While digital tools make many office environments paper-free, many hybrid employees still prefer to print financial reports, client notes, tax documents, and internal memos for readability or to gather signatures. Track which departments and roles generate sensitive files and assess volume trends. When you know where the paper is coming from, you get a clear picture of who needs access to shredding tools.

Ease Office-Based Shredding

For those who still work at the office, secure shredding should be fast, centralized, and controlled. Tight procedures and easy access increase compliance and reduce the risk of improper disposal.

Place secure shred containers near printers, in mailrooms, or by reception desks. These bins should be locked and accessible only to authorized staff until they’re serviced. Then, schedule regular pickups or mobile shredding visits so sensitive documents awaiting destruction don’t sit around for long.

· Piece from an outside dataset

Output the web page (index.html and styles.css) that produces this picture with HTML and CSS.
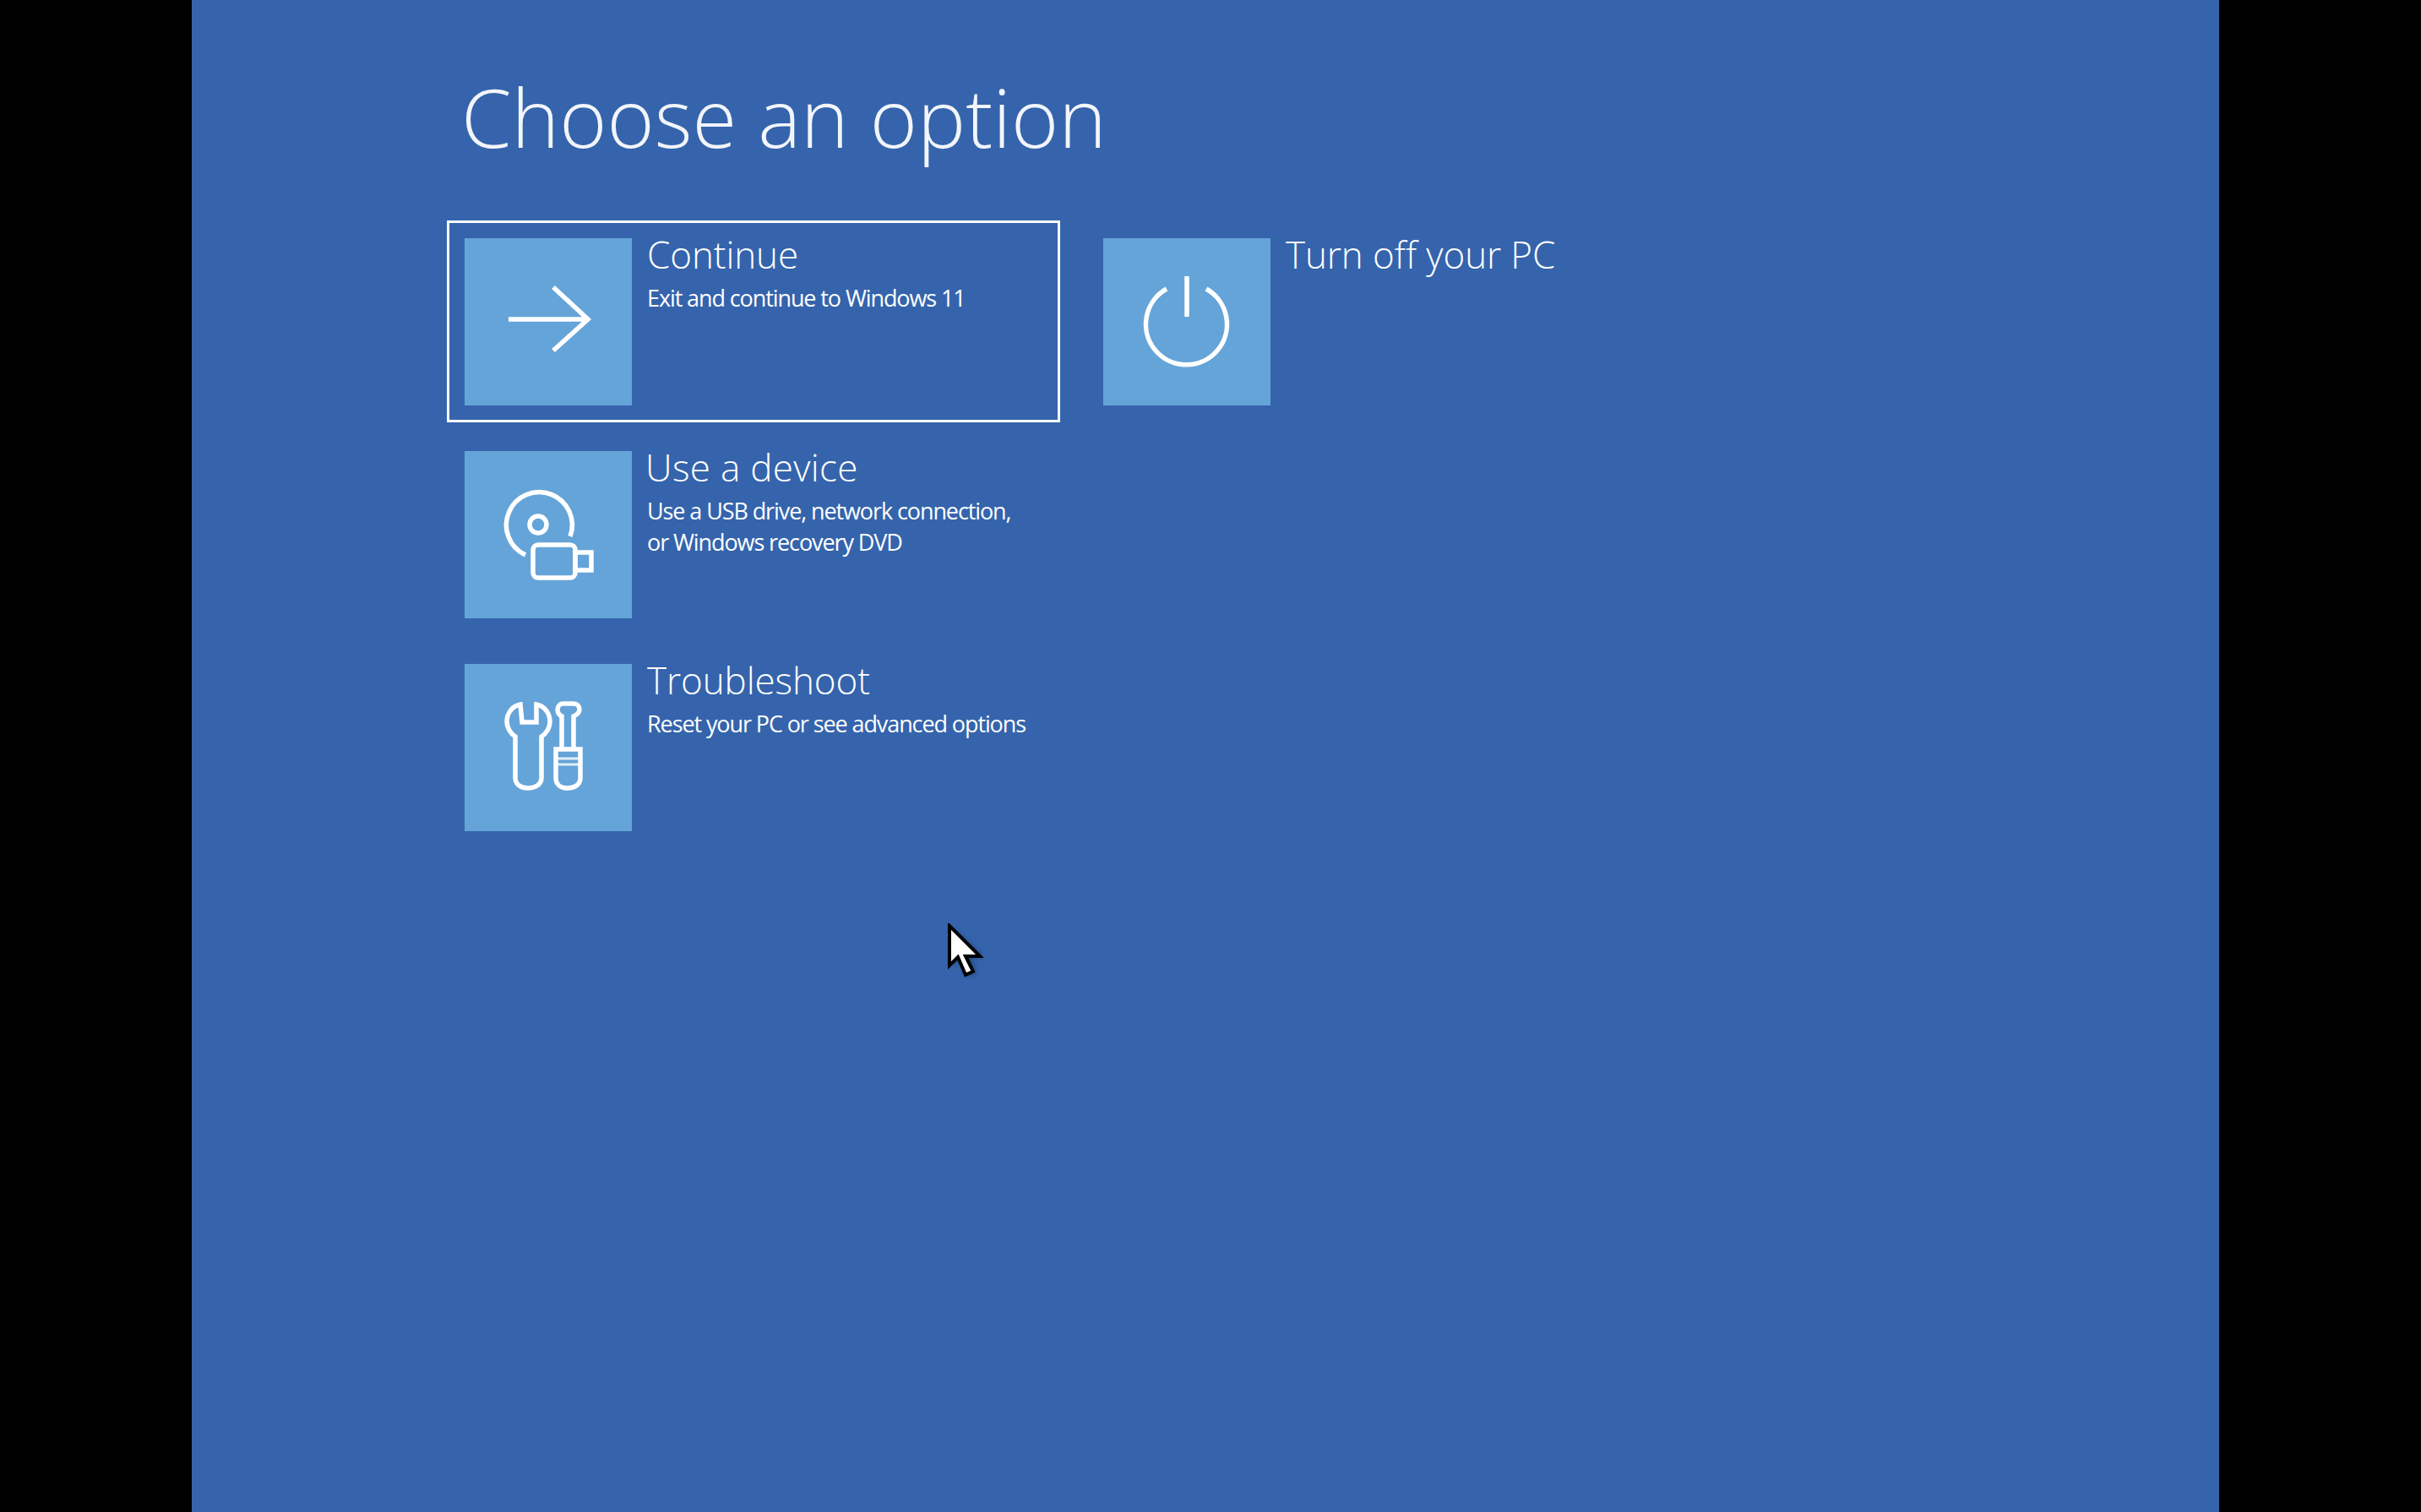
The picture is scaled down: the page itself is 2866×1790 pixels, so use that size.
FILE: index.html
```html
<!DOCTYPE html>
<html lang="en">
<head>
    <meta charset="UTF-8">
    <title>Choose an option</title>
    <link rel="stylesheet" href="styles.css">
</head>
<body>
    <main class="screen">
        <h1>Choose an option</h1>
        <div class="options">
            <div class="column">
                <div class="option focused">
                    <div class="tile">
                        <svg viewBox="0 0 198 198"><path d="M52 96H146M105 58L146 96L105 133"/></svg>
                    </div>
                    <div class="text">
                        <h2>Continue</h2>
                        <p>Exit and continue to Windows 11</p>
                    </div>
                </div>
                <div class="option">
                    <div class="tile">
                        <svg viewBox="0 0 198 198">
                            <path d="M125 101A39 39 0 1 0 72 123"/>
                            <circle cx="87" cy="87" r="10"/>
                            <rect x="81" y="111" width="50" height="39" rx="6"/>
                            <rect x="131" y="120" width="19" height="21"/>
                        </svg>
                    </div>
                    <div class="text">
                        <h2 class="nudge">Use a device</h2>
                        <p>Use a USB drive, network connection,<br>or Windows recovery DVD</p>
                    </div>
                </div>
                <div class="option">
                    <div class="tile">
                        <svg viewBox="0 0 198 198">
                            <path d="M66 48C55 50 50 60 50 68C50 76 55 83 60 86V135C60 143 67 147 75 147C83 147 91 143 91 135V86C96 83 101 76 101 68C101 60 96 50 85 48V69H68Z"/>
                            <path d="M115 101V62C111 60 110 56 110 54C110 50 113 47 116 47H129C133 47 136 50 136 54C136 57 133 60 129 62V101"/>
                            <path d="M108 101H137V135C137 143 130 147 122 147C114 147 108 143 108 135Z"/>
                            <path class="band" d="M108 112H137M108 119H137"/>
                        </svg>
                    </div>
                    <div class="text">
                        <h2>Troubleshoot</h2>
                        <p>Reset your PC or see advanced options</p>
                    </div>
                </div>
            </div>
            <div class="column">
                <div class="option">
                    <div class="tile">
                        <svg viewBox="0 0 198 198">
                            <path d="M99 45V93"/>
                            <path d="M75 60A48 48 0 1 0 122 60"/>
                        </svg>
                    </div>
                    <div class="text">
                        <h2>Turn off your PC</h2>
                    </div>
                </div>
            </div>
        </div>
        <svg class="cursor" viewBox="0 0 44 68">
            <path class="cursor-shadow" d="M6 6V50L16 41L25 62L34 58L26 40H42Z"/>
            <path class="cursor-arrow" d="M3 3V50L13 40L22 61L31 57L22 39H39Z"/>
        </svg>
    </main>
</body>
</html>
```

FILE: styles.css
```css
html, body {
    height: 100%;
}

body {
    margin: 0;
    padding-left: 227px;
    background-color: #000;
    font-family: "Open Sans", "Liberation Sans", sans-serif;
    color: #fff;
    overflow: hidden;
}

.screen {
    position: relative;
    box-sizing: border-box;
    width: 2400px;
    height: 100%;
    padding: 85px 0 0 323px;
    background-color: #3564ac;
}

h1 {
    margin: 0 0 92px -4px;
    height: 105px;
    font-size: 96px;
    font-weight: 300;
    line-height: 105px;
    color: #f2f5fa;
}

.options {
    display: flex;
}

.column {
    width: 756px;
    display: flex;
    flex-direction: column;
    gap: 54px;
}

.option {
    position: relative;
    display: flex;
    gap: 18px;
    height: 198px;
}

.focused::after {
    content: "";
    position: absolute;
    left: -21px;
    top: -21px;
    width: 720px;
    height: 233px;
    border: 3px solid #fff;
}

.tile {
    flex: none;
    width: 198px;
    height: 198px;
    background-color: #65a4d9;
}

.tile svg {
    display: block;
    width: 198px;
    height: 198px;
    fill: none;
    stroke: #fff;
    stroke-width: 5.5;
}

.tile .band {
    stroke-width: 3;
    opacity: 0.8;
}

h2 {
    margin: -3px 0 12px;
    font-size: 44px;
    font-weight: 300;
    line-height: 44px;
    letter-spacing: -0.1px;
    white-space: nowrap;
}

h2.nudge {
    margin-left: -2px;
    letter-spacing: 0.3px;
}

p {
    margin: 0;
    font-size: 27px;
    line-height: 36.5px;
    letter-spacing: -1.1px;
    white-space: nowrap;
}

.cursor {
    position: absolute;
    left: 894px;
    top: 1093px;
    width: 44px;
    height: 68px;
}

.cursor-shadow {
    fill: rgba(0, 0, 0, 0.45);
    filter: blur(3px);
}

.cursor-arrow {
    fill: #fff;
    stroke: #000;
    stroke-width: 4;
}
```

Guide Home-Based Shredding

Home office shredding often feels less streamlined, but it doesn’t have to. The biggest risk comes when employees toss sensitive documents into their household recycling or trash bins, sending documents into the public waste stream with no privacy protection.

The good news is that this risk is easy to fix. Simply explain how to shred documents for remote employees as clearly as you do for your office-based workers. For example:

  • Supply remote workers with approved shred bags.
  • Provide a list of document types that should go in those bags.
  • Arrange regular mobile pickups or drop-off options for remote team members.

Shred Securely on Remote Sites

Some employees work on the road, at client sites, or from temporary locations. Field teams need options that work beyond the home or office. This could include equipping them with portable, secure containers and providing further instructions upon their return to headquarters.

Mobile shredding is a helpful resource here. Scheduled routes or on-demand pickups give remote workers a secure way to dispose of sensitive documents without holding onto them for weeks.

Address Digital Media

Paper isn’t the only physical medium that carries risk. Old hard drives, USB sticks, CDs, and other digital storage media are just as vulnerable if left unprotected. Good hybrid data disposal procedures treat digital and physical media with equal importance.

Train your team not to donate or recycle electronics that have stored sensitive company or customer data. Simply deleting files or even reformatting the drive is not enough. To eliminate any chance of data recovery, digital media must be physically destroyed. Many paper shredding providers also offer certified hard drive and media destruction, making it easy to protect both paper and electronic data through one trusted source.

Standardize a Policy Everyone Can Follow

Shredding policies need clear language that works for desk jockeys and digital nomads alike. Spell out what must be shredded and when, and provide a list of approved tools and services. Include the required shredding schedule and consequences for non-compliance. Create these rules in alignment with industry requirements that govern your information, such as HIPAA or FACTA. Treat the policy like a living document and update it as your hybrid workflow evolves.

Lock Down Your Hybrid Shredding Strategy

At Document Shredding & Storage, we think shredding for hybrid workforces should be secure, simple, and dependable. We’re a locally owned company serving businesses and individuals in Lubbock, Amarillo, Midland, and Odessa, TX. Our certified shredding services give hybrid and home office teams the tools they need to protect sensitive information, no matter where they work. Contact us for a custom plan that fits your workflow and keeps your data safe.

FAQs About Hybrid and Home Office Shredding

What documents should remote employees shred?

Shred anything with personal, financial, or client information, including printed emails, client lists, and payroll records, to prevent information leaks.

Can employees use personal shredders?

Personal shredders are appropriate for basic home use. However, they’re not as secure or efficient as professional services and may not comply with certain industry regulations.

How often should hybrid teams shred documents?

Set a shredding schedule that matches your volume. Weekly or biweekly service works well for many businesses. You can always clear backlogs quickly and securely with a large, one-time purge.

What types of digital media can you destroy?

Our equipment pulverizes hard drives, SSDs, USB devices, CDs, DVDs, and other electronic storage media. We carefully dismantle larger items, such as laptops and computers, to remove hard drives, which are then securely destroyed. The rest is recycled responsibly.

Is shredded paper recyclable?

Yes. DSS recycles shredded paper, which gets turned into low-grade paper goods.